> Work required: Show every line where "styles" occurs.

> Supplied information:

● ● ● ● ● ● ●

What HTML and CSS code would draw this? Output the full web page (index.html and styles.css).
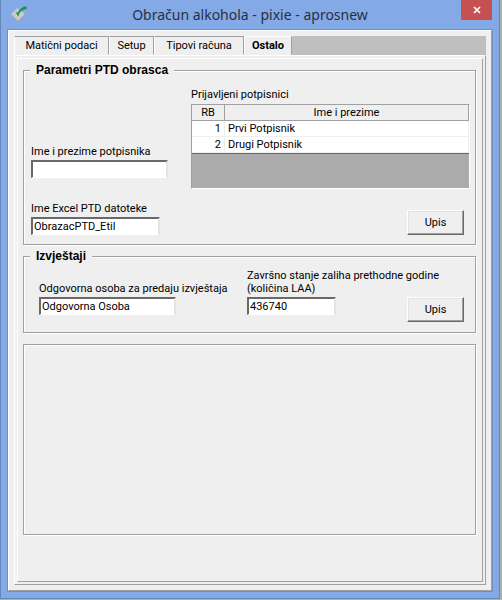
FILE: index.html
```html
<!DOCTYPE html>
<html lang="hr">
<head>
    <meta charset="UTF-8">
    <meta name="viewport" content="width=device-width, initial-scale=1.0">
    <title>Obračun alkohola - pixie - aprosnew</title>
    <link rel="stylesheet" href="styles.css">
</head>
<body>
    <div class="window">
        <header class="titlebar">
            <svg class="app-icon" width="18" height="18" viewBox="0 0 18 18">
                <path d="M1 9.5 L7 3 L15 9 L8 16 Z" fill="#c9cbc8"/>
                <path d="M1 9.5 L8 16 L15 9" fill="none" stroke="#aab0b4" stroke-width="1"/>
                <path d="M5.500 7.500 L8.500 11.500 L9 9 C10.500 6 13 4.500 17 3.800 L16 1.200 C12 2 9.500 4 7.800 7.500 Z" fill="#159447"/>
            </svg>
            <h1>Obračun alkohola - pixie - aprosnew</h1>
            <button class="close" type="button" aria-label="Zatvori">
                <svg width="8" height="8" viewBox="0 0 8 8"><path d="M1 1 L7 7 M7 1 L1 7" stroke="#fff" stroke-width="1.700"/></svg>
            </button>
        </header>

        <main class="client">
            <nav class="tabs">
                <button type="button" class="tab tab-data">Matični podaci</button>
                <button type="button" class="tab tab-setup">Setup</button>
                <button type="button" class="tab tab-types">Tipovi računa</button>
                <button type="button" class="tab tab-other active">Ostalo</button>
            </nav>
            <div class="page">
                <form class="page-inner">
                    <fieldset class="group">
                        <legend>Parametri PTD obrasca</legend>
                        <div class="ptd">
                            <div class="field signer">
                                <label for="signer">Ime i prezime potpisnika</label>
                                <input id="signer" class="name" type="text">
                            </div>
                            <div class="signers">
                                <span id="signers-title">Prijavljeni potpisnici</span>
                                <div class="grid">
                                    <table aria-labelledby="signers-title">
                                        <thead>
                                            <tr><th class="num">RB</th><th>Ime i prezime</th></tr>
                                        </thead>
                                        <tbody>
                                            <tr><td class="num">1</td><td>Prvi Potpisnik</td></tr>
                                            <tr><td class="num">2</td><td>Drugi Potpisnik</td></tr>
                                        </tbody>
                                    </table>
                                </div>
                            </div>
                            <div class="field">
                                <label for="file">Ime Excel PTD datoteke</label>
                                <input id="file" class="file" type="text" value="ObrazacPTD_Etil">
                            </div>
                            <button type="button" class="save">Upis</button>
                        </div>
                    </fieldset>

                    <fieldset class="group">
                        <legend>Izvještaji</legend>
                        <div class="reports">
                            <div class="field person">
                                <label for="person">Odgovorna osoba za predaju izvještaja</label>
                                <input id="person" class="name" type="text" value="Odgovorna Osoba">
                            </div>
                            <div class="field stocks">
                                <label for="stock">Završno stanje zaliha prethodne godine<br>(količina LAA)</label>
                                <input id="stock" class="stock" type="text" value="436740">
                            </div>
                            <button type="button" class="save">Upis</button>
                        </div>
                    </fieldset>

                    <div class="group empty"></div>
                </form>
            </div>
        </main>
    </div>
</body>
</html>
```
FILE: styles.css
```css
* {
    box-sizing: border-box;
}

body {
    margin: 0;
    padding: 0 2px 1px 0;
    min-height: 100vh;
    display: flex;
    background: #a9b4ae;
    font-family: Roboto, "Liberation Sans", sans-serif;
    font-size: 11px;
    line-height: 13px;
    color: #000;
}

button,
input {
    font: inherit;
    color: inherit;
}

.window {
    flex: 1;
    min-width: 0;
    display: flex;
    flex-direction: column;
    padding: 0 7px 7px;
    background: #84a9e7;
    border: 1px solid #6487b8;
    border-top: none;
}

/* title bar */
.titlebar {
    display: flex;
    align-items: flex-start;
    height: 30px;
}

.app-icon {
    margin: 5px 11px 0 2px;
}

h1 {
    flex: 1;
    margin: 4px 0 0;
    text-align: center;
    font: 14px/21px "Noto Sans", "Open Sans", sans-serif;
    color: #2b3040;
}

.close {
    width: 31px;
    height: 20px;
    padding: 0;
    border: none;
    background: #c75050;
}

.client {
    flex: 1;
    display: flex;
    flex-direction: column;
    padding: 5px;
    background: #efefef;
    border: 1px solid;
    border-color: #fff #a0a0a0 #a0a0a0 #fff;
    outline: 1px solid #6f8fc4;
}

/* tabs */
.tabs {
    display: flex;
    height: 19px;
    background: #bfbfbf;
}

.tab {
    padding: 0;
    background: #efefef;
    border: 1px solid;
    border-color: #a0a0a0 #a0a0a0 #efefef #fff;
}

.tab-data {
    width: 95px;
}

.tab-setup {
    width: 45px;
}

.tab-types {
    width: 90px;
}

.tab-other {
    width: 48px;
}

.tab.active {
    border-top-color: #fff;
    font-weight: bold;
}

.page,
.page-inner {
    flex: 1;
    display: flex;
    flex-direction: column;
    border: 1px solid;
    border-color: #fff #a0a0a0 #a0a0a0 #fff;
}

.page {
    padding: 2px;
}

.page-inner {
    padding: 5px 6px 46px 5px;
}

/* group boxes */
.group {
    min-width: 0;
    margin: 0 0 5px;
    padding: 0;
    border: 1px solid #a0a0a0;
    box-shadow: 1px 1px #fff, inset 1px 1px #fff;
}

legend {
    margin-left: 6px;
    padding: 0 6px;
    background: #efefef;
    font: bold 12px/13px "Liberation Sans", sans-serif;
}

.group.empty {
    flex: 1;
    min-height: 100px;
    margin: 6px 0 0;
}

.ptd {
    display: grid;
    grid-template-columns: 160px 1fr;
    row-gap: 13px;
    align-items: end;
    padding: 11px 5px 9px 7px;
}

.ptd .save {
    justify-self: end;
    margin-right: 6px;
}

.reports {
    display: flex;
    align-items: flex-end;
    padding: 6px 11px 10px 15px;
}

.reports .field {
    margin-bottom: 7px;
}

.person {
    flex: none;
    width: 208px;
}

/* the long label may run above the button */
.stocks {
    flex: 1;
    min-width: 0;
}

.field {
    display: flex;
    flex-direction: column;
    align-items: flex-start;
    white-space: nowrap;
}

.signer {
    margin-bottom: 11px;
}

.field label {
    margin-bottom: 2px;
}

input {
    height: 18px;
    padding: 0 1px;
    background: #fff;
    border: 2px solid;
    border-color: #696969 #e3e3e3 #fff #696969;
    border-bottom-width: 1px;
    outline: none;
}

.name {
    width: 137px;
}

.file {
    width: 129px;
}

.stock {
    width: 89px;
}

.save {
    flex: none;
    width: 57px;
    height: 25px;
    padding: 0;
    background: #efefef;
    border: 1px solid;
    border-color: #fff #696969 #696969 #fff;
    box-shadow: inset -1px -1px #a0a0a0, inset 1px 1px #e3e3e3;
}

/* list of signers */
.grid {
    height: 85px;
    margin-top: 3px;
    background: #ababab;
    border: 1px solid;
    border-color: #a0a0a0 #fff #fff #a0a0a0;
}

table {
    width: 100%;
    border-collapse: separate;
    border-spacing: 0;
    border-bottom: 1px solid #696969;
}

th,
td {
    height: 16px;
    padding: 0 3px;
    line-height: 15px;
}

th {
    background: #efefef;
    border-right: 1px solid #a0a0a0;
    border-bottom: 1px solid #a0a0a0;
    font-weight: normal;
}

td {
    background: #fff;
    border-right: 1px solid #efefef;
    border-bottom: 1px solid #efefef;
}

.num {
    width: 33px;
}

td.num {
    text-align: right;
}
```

● ● ● ● ● ● ●

> Solution for this exercise:
What HTML and CSS code would draw this? Output the full web page (index.html and styles.css).
    <link rel="stylesheet" href="styles.css">
FILE: styles.css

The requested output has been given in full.